However, nothing in the bankruptcy context relaxes the usual Rule 54(b) requirement that there be “no just reason for delay,” or the disfavor of piecemeal appeals.

Thus, the narrow but important clarification: Rule 54(b) remains available in bankruptcy‑affected multi‑party cases, but must be applied rigorously.

2. Step Two: Applying the Rosenberg Factors to Daniel’s Unadjudicated Claims

The Court then rigorously applied the Lighting Fair / Rosenberg factors to the particular facts of this case.

a. Factual overlap with Daniel’s breach‑of‑contract claim against RI Three

Daniel herself repeatedly admitted in her appellate brief that her adjudicated fraud claims against the Robersons individually overlapped factually with her unadjudicated breach‑of‑contract claim against RI Three. She wrote, among other things:

  • Her fraud‑in‑the‑inducement claim “overlapped with the breach-of-contract claim against [RI Three]”; and
  • Her promissory‑fraud claim could also “overlap with a breach-of-contract claim.”

The Court seized on those admissions.

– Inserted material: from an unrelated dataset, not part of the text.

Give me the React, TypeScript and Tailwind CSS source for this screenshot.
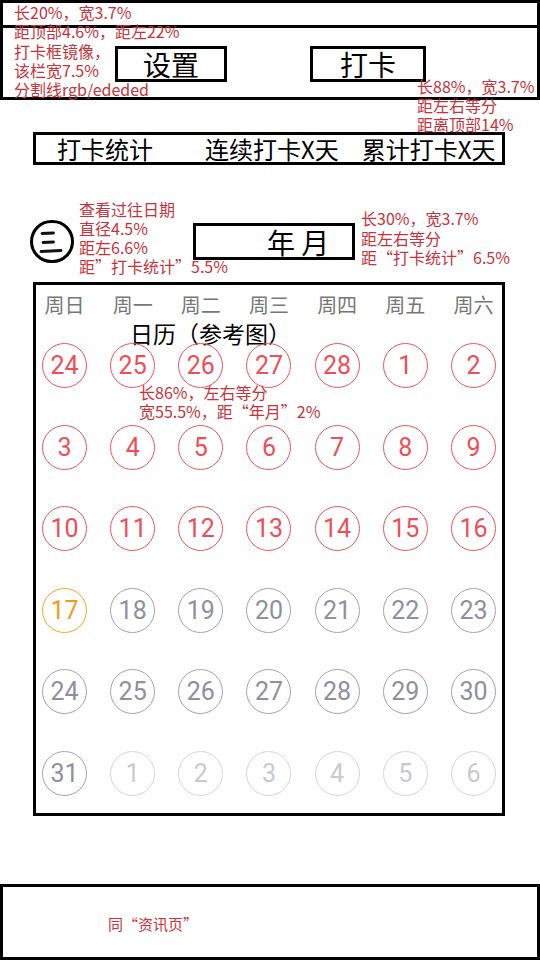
import React from "react";

type Tone = "red" | "orange" | "gray" | "light";

const TONE: Record<Tone, string> = {
  red: "border-[#f0545c] text-[#ee4f57]",
  orange: "border-[#f5a623] text-[#f29b1a]",
  gray: "border-[#a3a3b0] text-[#8f8f9f]",
  light: "border-[#d6d6da] text-[#c9c9ce]",
};

const WEEK = ["周日", "周一", "周二", "周三", "周四", "周五", "周六"];

const ROWS: { n: number; t: Tone }[][] = [
  [24, 25, 26, 27, 28, 1, 2].map((n) => ({ n, t: "red" as Tone })),
  [3, 4, 5, 6, 7, 8, 9].map((n) => ({ n, t: "red" as Tone })),
  [10, 11, 12, 13, 14, 15, 16].map((n) => ({ n, t: "red" as Tone })),
  [17, 18, 19, 20, 21, 22, 23].map((n, i) => ({ n, t: (i === 0 ? "orange" : "gray") as Tone })),
  [24, 25, 26, 27, 28, 29, 30].map((n) => ({ n, t: "gray" as Tone })),
  [31, 1, 2, 3, 4, 5, 6].map((n, i) => ({ n, t: (i === 0 ? "gray" : "light") as Tone })),
];

// red sticky notes laid over the wireframe
function Note({ lines, className }: { lines: string[]; className: string }) {
  return (
    <div className={`absolute text-[16px] text-[#c8323a] whitespace-nowrap pointer-events-none ${className}`}>
      {lines.map((l, i) => (
        <div key={i}>{l}</div>
      ))}
    </div>
  );
}

function MenuIcon() {
  return (
    <div className="w-[44px] h-[43px] rounded-full border-[3px] border-black flex items-center justify-center shrink-0">
      <svg width="38" height="37" viewBox="0 0 38 37" fill="none">
        <path d="M9 10.5 L20.5 10" stroke="#111" strokeWidth="2.8" strokeLinecap="round" />
        <path d="M10 19.5 L20.5 19" stroke="#111" strokeWidth="2.8" strokeLinecap="round" />
        <path d="M8 28.5 L28 27.5" stroke="#111" strokeWidth="2.8" strokeLinecap="round" />
      </svg>
    </div>
  );
}

export default function App() {
  return (
    <div className="relative w-[540px] h-[960px] bg-white overflow-hidden flex flex-col font-['Noto_Sans_CJK_SC',sans-serif] text-black">
      {/* top bar */}
      <header className="h-[100px] border-[3px] border-black flex flex-col shrink-0">
        <div className="h-[25px] border-b-[3px] border-black" />
        <div className="flex items-start pt-[18px] pl-[112px]">
          <div className="w-[112px] h-[36px] border-[3px] border-black flex items-center justify-center text-[28px] leading-none">
            设置
          </div>
          <div className="ml-[83px] w-[116px] h-[36px] border-[3px] border-black flex items-center justify-center text-[28px] leading-none">
            打卡
          </div>
        </div>
      </header>

      {/* stats */}
      <div className="mt-[32px] ml-[33px] w-[472px] h-[33px] border-[3px] border-black flex items-center pl-[21px] text-[24px] leading-none whitespace-nowrap">
        <span>打卡统计</span>
        <span className="ml-[52px]">连续打卡X天</span>
        <span className="ml-[23px]">累计打卡X天</span>
      </div>

      {/* history + month */}
      <div className="mt-[55px] ml-[30px] flex items-center">
        <MenuIcon />
        <div className="ml-[119px] w-[162px] h-[37px] border-[3px] border-black flex items-center pl-[71px] text-[28px] leading-none whitespace-pre">
          年 月
        </div>
      </div>

      {/* calendar */}
      <div className="mt-[19px] ml-[33px] w-[472px] h-[534px] border-[3px] border-black px-[6px] pt-[8px]">
        <div className="grid grid-cols-[repeat(7,45px)] justify-between text-[20px] leading-[24px] text-[#777777] text-center whitespace-nowrap">
          {WEEK.map((w) => (
            <div key={w} className="flex justify-center">
              {w}
            </div>
          ))}
        </div>
        <div className="ml-[88px] mt-[6px] h-[20px] text-[23px] leading-[20px] whitespace-nowrap">日历（参考图）</div>
        <div className="mt-[0px] grid grid-cols-[repeat(7,45px)] justify-between gap-y-[36.6px] font-['Roboto',sans-serif]">
          {ROWS.flat().map((d, i) => (
            <div
              key={i}
              className={`w-[45px] h-[45px] rounded-full border-[1.5px] flex items-center justify-center text-[25px] leading-none ${TONE[d.t]}`}
            >
              {d.n}
            </div>
          ))}
        </div>
      </div>

      {/* bottom bar */}
      <footer className="mt-auto h-[76px] border-[3px] border-black shrink-0" />

      <Note
        className="top-[3px] left-[14px] leading-[19.3px]"
        lines={["长20%，宽3.7%", "距顶部4.6%，距左22%", "打卡框镜像，", "该栏宽7.5%", "分割线rgb/ededed"]}
      />
      <Note className="top-[77px] left-[417px] leading-[19px]" lines={["长88%，宽3.7%", "距左右等分", "距离顶部14%"]} />
      <Note
        className="top-[200px] left-[79px] leading-[19px]"
        lines={["查看过往日期", "直径4.5%", "距左6.6%", "距”打卡统计”5.5%"]}
      />
      <Note
        className="top-[209px] left-[361px] leading-[19.5px]"
        lines={["长30%，宽3.7%", "距左右等分", "距“打卡统计”6.5%"]}
      />
      <Note className="top-[383px] left-[139px] leading-[19px]" lines={["长86%，左右等分", "宽55.5%，距“年月”2%"]} />
      <Note className="top-[914px] left-[108px] leading-[20px] !text-[15px]" lines={["同“资讯页”"]} />
    </div>
  );
}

Under Alabama precedent:

  • “Obvious factual overlap” between adjudicated and unadjudicated claims strongly weighs against Rule 54(b) certification (Bowling, Branch, Fuller);
  • It is uneconomical for an appellate court to review the same factual matrix twice in separate appeals (Highlands of Lay).

Moreover, Daniel candidly acknowledged that she was simultaneously pursuing her breach‑of‑contract claim in bankruptcy court as a creditor, and might pursue it in this action if not resolved there. That made it likely that, if the case later returned to the Alabama Supreme Court, the Court would confront the same factual dispute again.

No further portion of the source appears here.